UBS initiates major restructuring in Chinese private fund sector, cuts a third of staff


19th April 2024 – (Hong Kong) UBS is implementing a significant reduction in its private funds business in China, shuttering several funds and slashing workforce amid ongoing operational challenges, sources with knowledge of the matter disclosed. The Swiss banking giant will cease operations of up to 17 equity and bond private funds, a move that affects nearly all of its offerings since the inception of its private fund management unit in 2016.

These sources, who requested anonymity due to restrictions on speaking to the media, indicated that the closures are part of a broader strategy to streamline operations and focus on more lucrative segments. This adjustment will lead to a reduction of roughly one-third of the staff at UBS Asset Management Shanghai, which currently employs around 50 people.

The operational scale-back comes at a time when foreign asset managers in China are facing severe headwinds, including competitive pressures from local firms, challenging market conditions, and stringent regulatory environments. These factors have forced many international players to reconsider their strategies and presence in the region.

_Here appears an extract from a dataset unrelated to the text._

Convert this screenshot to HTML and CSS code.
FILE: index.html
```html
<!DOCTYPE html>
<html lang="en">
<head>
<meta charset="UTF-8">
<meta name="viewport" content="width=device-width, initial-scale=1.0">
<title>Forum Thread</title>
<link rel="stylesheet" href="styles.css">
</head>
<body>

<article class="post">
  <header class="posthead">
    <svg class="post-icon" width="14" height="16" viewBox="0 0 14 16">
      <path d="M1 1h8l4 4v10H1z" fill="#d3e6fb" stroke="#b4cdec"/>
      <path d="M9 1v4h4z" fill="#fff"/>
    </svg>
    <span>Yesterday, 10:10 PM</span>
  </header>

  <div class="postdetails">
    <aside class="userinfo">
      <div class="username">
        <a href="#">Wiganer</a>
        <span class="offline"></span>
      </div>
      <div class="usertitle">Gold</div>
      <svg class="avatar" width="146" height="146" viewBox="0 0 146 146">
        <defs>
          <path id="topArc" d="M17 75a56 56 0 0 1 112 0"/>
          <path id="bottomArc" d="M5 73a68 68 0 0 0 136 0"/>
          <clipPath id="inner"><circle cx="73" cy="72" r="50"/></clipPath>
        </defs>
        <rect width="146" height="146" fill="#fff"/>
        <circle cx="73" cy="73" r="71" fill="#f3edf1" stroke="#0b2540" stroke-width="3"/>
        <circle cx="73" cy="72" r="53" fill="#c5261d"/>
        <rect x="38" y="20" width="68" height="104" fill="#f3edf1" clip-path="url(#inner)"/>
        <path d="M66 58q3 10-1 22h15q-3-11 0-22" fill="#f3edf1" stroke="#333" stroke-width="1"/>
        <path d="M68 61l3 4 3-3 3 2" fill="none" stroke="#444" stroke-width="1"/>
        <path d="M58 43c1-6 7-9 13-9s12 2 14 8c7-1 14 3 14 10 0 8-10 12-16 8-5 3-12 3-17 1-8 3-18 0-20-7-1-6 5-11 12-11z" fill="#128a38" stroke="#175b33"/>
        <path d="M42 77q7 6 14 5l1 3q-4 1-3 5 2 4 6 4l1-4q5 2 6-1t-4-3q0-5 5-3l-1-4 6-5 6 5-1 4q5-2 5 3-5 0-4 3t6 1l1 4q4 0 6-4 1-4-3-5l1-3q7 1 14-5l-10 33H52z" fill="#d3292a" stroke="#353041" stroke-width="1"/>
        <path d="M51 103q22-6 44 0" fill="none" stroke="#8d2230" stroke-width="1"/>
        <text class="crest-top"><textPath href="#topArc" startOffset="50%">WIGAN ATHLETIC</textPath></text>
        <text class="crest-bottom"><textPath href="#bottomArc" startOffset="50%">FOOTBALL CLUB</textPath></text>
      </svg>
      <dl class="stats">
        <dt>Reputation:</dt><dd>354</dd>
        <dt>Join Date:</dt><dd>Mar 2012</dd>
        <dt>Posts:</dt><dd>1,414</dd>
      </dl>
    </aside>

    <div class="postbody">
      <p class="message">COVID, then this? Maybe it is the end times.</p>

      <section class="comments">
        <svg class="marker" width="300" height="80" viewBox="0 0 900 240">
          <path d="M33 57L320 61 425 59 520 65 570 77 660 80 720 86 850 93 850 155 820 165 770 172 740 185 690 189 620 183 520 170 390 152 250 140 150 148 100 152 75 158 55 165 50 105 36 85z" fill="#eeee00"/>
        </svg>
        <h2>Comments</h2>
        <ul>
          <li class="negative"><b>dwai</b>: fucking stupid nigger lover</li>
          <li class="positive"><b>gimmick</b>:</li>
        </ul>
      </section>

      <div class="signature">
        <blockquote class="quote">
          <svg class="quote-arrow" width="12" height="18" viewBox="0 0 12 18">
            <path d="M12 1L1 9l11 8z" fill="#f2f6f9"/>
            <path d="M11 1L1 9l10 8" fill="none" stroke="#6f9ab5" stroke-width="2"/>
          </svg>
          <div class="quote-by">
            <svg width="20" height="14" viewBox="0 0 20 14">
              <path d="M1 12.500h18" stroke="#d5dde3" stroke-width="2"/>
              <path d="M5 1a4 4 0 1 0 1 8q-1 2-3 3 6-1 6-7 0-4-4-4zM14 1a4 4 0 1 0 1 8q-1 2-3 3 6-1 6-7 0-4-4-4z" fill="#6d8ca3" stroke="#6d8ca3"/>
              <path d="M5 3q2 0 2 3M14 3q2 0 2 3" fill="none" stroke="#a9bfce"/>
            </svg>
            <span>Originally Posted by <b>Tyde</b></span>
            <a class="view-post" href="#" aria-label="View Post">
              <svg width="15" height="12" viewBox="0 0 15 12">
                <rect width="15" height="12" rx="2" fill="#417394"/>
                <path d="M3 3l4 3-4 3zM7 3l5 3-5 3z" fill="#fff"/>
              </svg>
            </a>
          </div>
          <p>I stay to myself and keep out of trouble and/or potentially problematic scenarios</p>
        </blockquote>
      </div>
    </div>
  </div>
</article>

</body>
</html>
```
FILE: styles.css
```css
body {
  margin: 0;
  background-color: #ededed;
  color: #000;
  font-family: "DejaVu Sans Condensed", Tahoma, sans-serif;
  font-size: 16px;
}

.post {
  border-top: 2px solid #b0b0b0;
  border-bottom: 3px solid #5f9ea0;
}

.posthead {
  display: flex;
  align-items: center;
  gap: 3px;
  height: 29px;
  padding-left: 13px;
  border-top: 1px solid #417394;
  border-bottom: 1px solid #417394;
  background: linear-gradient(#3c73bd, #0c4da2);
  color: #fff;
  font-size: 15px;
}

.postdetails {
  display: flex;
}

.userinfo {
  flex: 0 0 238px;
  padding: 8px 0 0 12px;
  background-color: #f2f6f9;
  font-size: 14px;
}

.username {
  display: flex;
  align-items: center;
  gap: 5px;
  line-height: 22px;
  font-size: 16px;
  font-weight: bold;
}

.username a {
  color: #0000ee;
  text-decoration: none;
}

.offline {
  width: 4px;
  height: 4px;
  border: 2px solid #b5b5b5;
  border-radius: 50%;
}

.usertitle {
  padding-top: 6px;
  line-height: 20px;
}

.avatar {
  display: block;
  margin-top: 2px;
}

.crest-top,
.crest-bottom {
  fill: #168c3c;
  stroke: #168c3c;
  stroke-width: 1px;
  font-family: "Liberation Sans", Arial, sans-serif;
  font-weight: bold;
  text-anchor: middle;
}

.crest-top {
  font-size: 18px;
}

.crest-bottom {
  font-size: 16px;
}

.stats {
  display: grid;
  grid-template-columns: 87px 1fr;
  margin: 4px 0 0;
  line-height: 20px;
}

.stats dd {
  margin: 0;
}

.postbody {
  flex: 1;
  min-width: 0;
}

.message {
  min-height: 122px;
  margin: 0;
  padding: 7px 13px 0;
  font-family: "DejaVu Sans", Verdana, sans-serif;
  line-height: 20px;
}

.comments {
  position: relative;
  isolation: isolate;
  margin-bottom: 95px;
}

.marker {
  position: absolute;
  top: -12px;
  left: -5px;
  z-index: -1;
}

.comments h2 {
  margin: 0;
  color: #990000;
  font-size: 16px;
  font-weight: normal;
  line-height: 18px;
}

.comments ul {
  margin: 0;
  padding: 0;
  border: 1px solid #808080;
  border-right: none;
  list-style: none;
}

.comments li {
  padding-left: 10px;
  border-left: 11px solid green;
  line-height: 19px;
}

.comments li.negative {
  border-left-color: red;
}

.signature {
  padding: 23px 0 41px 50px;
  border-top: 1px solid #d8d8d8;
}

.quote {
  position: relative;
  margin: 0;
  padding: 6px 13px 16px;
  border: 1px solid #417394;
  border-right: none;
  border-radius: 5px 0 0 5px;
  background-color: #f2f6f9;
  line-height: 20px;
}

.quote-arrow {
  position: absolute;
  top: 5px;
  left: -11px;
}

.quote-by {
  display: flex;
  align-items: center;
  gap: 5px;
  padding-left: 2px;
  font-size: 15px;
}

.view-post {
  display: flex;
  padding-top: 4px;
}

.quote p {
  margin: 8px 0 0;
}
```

UBS’s shift will see an increased focus on alternative investment strategies such as funds of funds, and an expansion into cross-border investments. This strategic pivot is aimed at leveraging global markets and diversifying investment risks associated with the Chinese market.

“China remains a key market for UBS, and we will continue to invest strategically,” stated a UBS spokesperson via email, without delving into specifics about the fund closures or the impending layoffs.

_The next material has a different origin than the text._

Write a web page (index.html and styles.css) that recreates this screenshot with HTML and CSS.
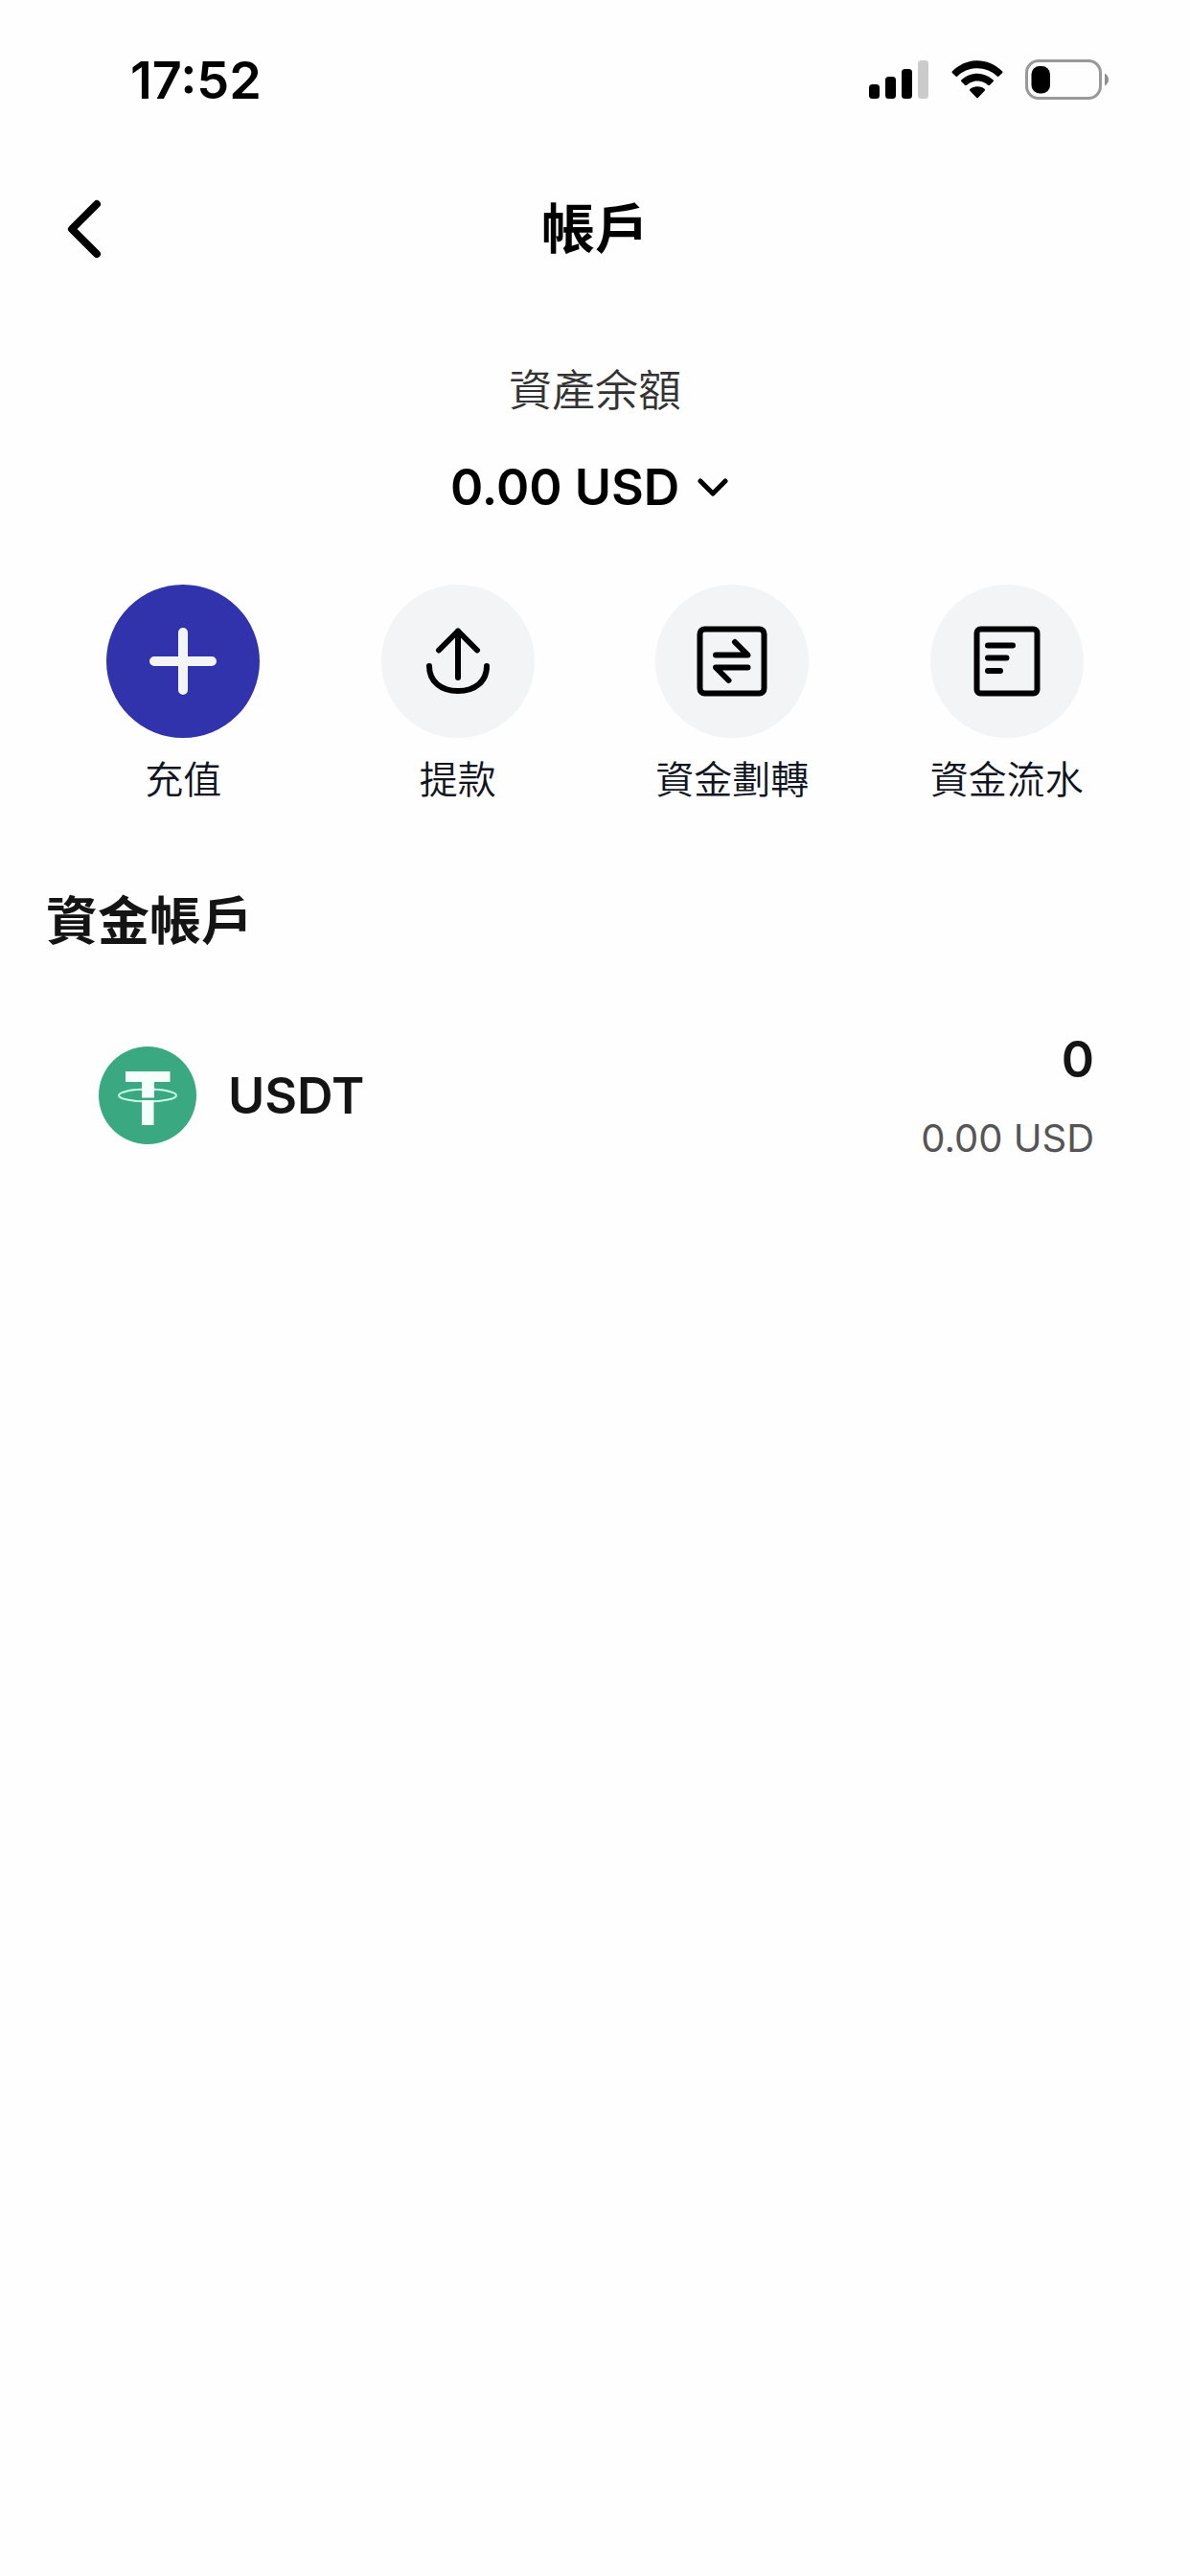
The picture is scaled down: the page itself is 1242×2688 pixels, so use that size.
FILE: index.html
```html
<!DOCTYPE html>
<html lang="zh-Hant">
<head>
  <meta charset="UTF-8">
  <meta name="viewport" content="width=device-width, initial-scale=1">
  <title>帳戶</title>
  <link rel="stylesheet" href="styles.css">
</head>
<body>
  <div class="status-bar">
    <span class="time">17:52</span>
    <div class="status-icons">
      <svg width="63" height="42" viewBox="0 0 63 42">
        <rect x="0" y="26" width="11" height="15" rx="3.5"/>
        <rect x="17" y="18" width="11" height="23" rx="3.5"/>
        <rect x="34" y="10" width="11" height="31" rx="3.5"/>
        <rect x="51" y="1" width="11" height="40" rx="3.5" fill="#cbcbcb"/>
      </svg>
      <svg width="54" height="42" viewBox="0 0 54 42">
        <path d="M1 12.2C16-2.500 38-2.500 53 12.200Q54 13.200 53 14.200L49.500 17.500Q48.600 18.300 47.600 17.400C36 6.500 18 6.500 6.400 17.400Q5.400 18.300 4.500 17.500L1 14.200Q0 13.200 1 12.200Z"/>
        <path d="M10.500 21.300C20 12.500 34 12.500 43.500 21.300Q44.500 22.300 43.500 23.300L40 26.700Q39 27.600 38 26.700C31.500 21.200 22.500 21.200 16 26.700Q15 27.600 14 26.700L10.500 23.300Q9.500 22.300 10.500 21.300Z"/>
        <path d="M19.500 30.700C24 27.500 30 27.500 34.500 30.700Q35.600 31.700 34.600 32.700L28 39.800Q27 40.800 26 39.800L19.400 32.700Q18.400 31.700 19.500 30.700Z"/>
      </svg>
      <svg width="88" height="42" viewBox="0 0 88 42">
        <rect x="1.500" y="1.500" width="77" height="39" rx="12.500" fill="none" stroke="#999" stroke-width="3"/>
        <rect x="6.500" y="7" width="19.500" height="28.500" rx="8.500"/>
        <path d="M83 14.500C88.300 17 88.300 25 83 27.500Z" fill="#8e8e8e"/>
      </svg>
    </div>
  </div>

  <header class="nav-bar">
    <button class="back" type="button" aria-label="返回">
      <svg width="36" height="62" viewBox="0 0 36 62">
        <path d="M31 5L5 31L31 57"/>
      </svg>
    </button>
    <h1>帳戶</h1>
  </header>

  <main>
    <section class="balance">
      <label for="currency">資產余額</label>
      <div class="balance-value">
        <select id="currency">
          <option>0.00 USD</option>
        </select>
        <svg width="56" height="56" viewBox="0 0 56 56">
          <path d="M15 22L28 35L41 22"/>
        </svg>
      </div>
    </section>

    <nav class="actions">
      <a class="action primary" href="#deposit">
        <svg viewBox="0 0 160 160">
          <path d="M80 50V110M50 80H110" stroke-width="10"/>
        </svg>
        <span>充值</span>
      </a>
      <a class="action" href="#withdraw">
        <svg viewBox="0 0 160 160">
          <path d="M80 97V48.500M60 68.500L80 48.500L100 68.500M50 85C50 101 62 111 80 111C98 111 110 101 110 85"/>
        </svg>
        <span>提款</span>
      </a>
      <a class="action" href="#transfer">
        <svg viewBox="0 0 160 160">
          <rect x="46.500" y="46.500" width="67" height="67" rx="5"/>
          <path d="M63 73.500H96.500L83 60M96.500 86.500H63L76.500 100"/>
        </svg>
        <span>資金劃轉</span>
      </a>
      <a class="action" href="#records">
        <svg viewBox="0 0 160 160">
          <rect x="48.500" y="46.500" width="63" height="67" rx="4"/>
          <path d="M60 63.500H86M60 76.500H79.500M60 90H73"/>
        </svg>
        <span>資金流水</span>
      </a>
    </nav>

    <section class="funds">
      <h2>資金帳戶</h2>
      <ul class="assets">
        <li>
          <svg class="coin" width="102" height="102" viewBox="0 0 102 102">
            <circle cx="51" cy="51" r="51" fill="#3aa981"/>
            <ellipse cx="51" cy="51" rx="30" ry="6.500" fill="none" stroke="#c9ffe9" stroke-width="2"/>
            <path d="M28 26H74.500V37H58V53.500H45V37H28ZM45 56H57.500V82H45Z" fill="#f4fffb"/>
          </svg>
          <span class="asset-name">USDT</span>
          <div class="asset-amount">
            <strong>0</strong>
            <span>0.00 USD</span>
          </div>
        </li>
      </ul>
    </section>
  </main>
</body>
</html>
```
FILE: styles.css
```css
/* Base styling */
* {
  box-sizing: border-box;
}

body {
  margin: 0;
  background: #fefefe;
  color: #000;
  font-family: Inter, "Noto Sans CJK TC", sans-serif;
}

h1, h2, ul {
  margin: 0;
  padding: 0;
}

/* Phone status bar */
.status-bar {
  display: flex;
  align-items: center;
  justify-content: space-between;
  height: 166px;
  padding: 0 84px 0 136px;
}

.time {
  font-size: 54px;
  font-weight: 600;
}

.status-icons {
  display: flex;
  gap: 23px;
}

/* Title bar */
.nav-bar {
  display: grid;
  grid-template-columns: 1fr auto 1fr;
  align-items: center;
  height: 146px;
  padding: 0 70px;
}

.nav-bar h1 {
  font-size: 56px;
  font-weight: 600;
  line-height: 64px;
}

.back {
  justify-self: start;
  display: flex;
  padding: 0;
  border: 0;
  background: none;
}

.back path {
  fill: none;
  stroke: #000;
  stroke-width: 8;
  stroke-linecap: round;
  stroke-linejoin: round;
}

/* Total balance */
.balance {
  display: flex;
  flex-direction: column;
  align-items: center;
  gap: 36px;
  padding-top: 64px;
}

.balance label {
  color: #333;
  font-size: 45px;
  font-weight: 350;
  line-height: 64px;
}

.balance-value {
  display: flex;
  align-items: center;
  gap: 6px;
}

.balance-value select {
  appearance: none;
  height: 64px;
  padding: 0;
  border: 0;
  background: none;
  color: #000;
  font-family: inherit;
  font-size: 52px;
  font-weight: 600;
}

.balance-value path {
  fill: none;
  stroke: #000;
  stroke-width: 5;
  stroke-linecap: round;
  stroke-linejoin: round;
}

/* Shortcut buttons */
.actions {
  display: grid;
  grid-template-columns: repeat(4, 1fr);
  padding: 70px 48px 0;
}

.action {
  display: flex;
  flex-direction: column;
  align-items: center;
  gap: 20px;
  color: #10141f;
  font-size: 40px;
  font-weight: 350;
  line-height: 48px;
  text-decoration: none;
}

.action svg {
  width: 160px;
  height: 160px;
  border-radius: 50%;
  background: #f3f4f6;
  fill: none;
  stroke: #000;
  stroke-width: 6;
  stroke-linecap: round;
  stroke-linejoin: round;
}

.action.primary svg {
  background: #3033ab;
  stroke: #f3f4f6;
}

/* Funding account */
.funds {
  padding-top: 92px;
}

.funds h2 {
  padding: 0 48px;
  color: #141414;
  font-size: 54px;
  font-weight: 600;
  line-height: 64px;
}

.assets {
  margin-top: 52px;
  list-style: none;
}

.assets li {
  display: flex;
  align-items: center;
  padding: 28px 100px 28px 103px;
  color: #141414;
}

.asset-name {
  margin-left: 33px;
  font-size: 52px;
  font-weight: 600;
}

.asset-amount {
  display: flex;
  flex-direction: column;
  align-items: flex-end;
  gap: 26px;
  margin-left: auto;
}

.asset-amount strong {
  font-size: 52px;
  font-weight: 600;
  line-height: 64px;
}

.asset-amount span {
  color: #555;
  font-size: 40px;
  line-height: 48px;
}
```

This realignment reflects a broader trend among Western asset managers who are recalibrating their business models in China. Notably, firms like Fidelity International and Legal & General have also scaled back their operations, citing similar challenges.

The reduction in UBS’s workforce is particularly poignant as it includes staff hired for a since-aborted plan to establish a new Chinese mutual fund unit. This decision underscores the complexities foreign firms face in navigating the evolving financial landscape in China.

Moreover, UBS has recently benefited from an increased quota under China’s Qualified Domestic Limited Partnership programme, allowing greater capacity for outbound investments. This is seen as a strategic move to capitalize on growing Chinese demand for foreign asset exposure.

With assets under management by UBS Asset Management Shanghai estimated between 2 billion yuan and 4 billion yuan, the firm is refocusing its efforts on areas where it sees potential for growth and stability. This restructuring is part of UBS’s broader global strategy to optimise its asset management operations in response to changing market dynamics and regulatory environments.